Les deux personnages évoluent ensemble sous le poids de leur peine mais aussi sous le poids du doute et la culpabilité. Est-ce l'amour qui leur permet de surmonter leurs peines et doutes ? Ou bien, est-ce qu'il est un refuge contre le désire de vengeance et contre le désespoir ? La fuite en avant est-elle une chance pour contrecarrer le sentiment de culpabilité dans un mélange de désire d'autopunition et de passion tragique qui ne sont jamais ouvertement affirmées.

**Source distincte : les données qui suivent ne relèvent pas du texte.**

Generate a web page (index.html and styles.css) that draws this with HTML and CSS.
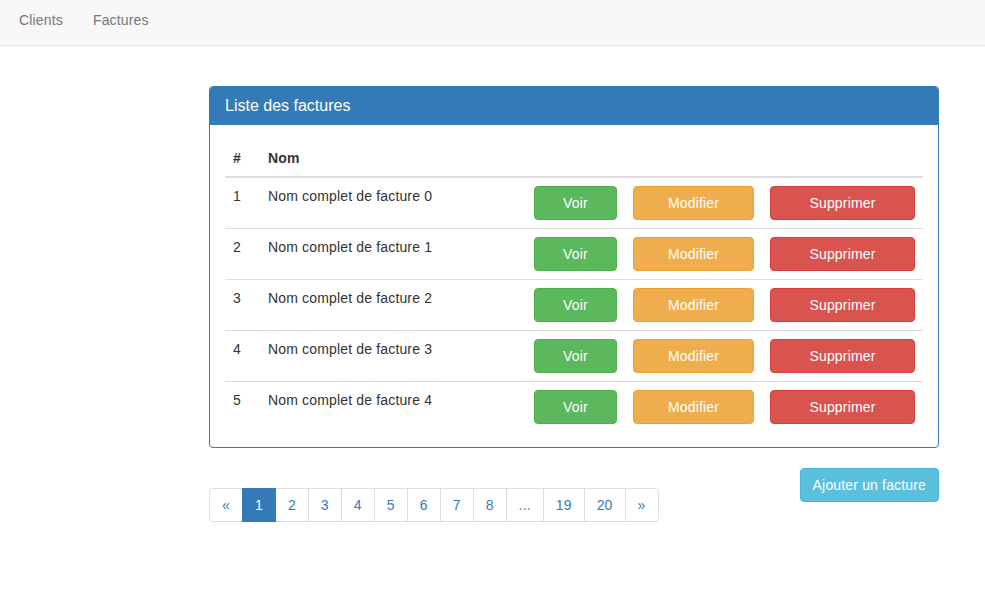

Ainsi, Hermanus choisit les zones d'ombre, plutôt que de suivre les sentiers battus du sociologisme. Pourtant, le film ne renonce pas à une vision de la vie dans la société sud-africaine. Venus de deux origines différentes, Tiny et Gilles ont accepté leur sort de vivre ensemble faisant table rase de leurs passés. Ils choisissent de regarder vers le futur. Celui-ci n'est pas défini. Et pouvait-il en être autrement ? La rivière qui n'a pas de fin, c'est aussi ça, la vie ouverte sur l'inconnu. C'est aussi cette société sud-africaine, condamnée à avancer en faisant taire les voix de la haine et de la violence raciales. The Endless river n'est pas un drame social certes, mais il est un thriller qui met au défi l'âme humaine dans ses différentes dimensions dont l'aspect sociétal, qui plus est en toute subtilité et finesse d'esprit.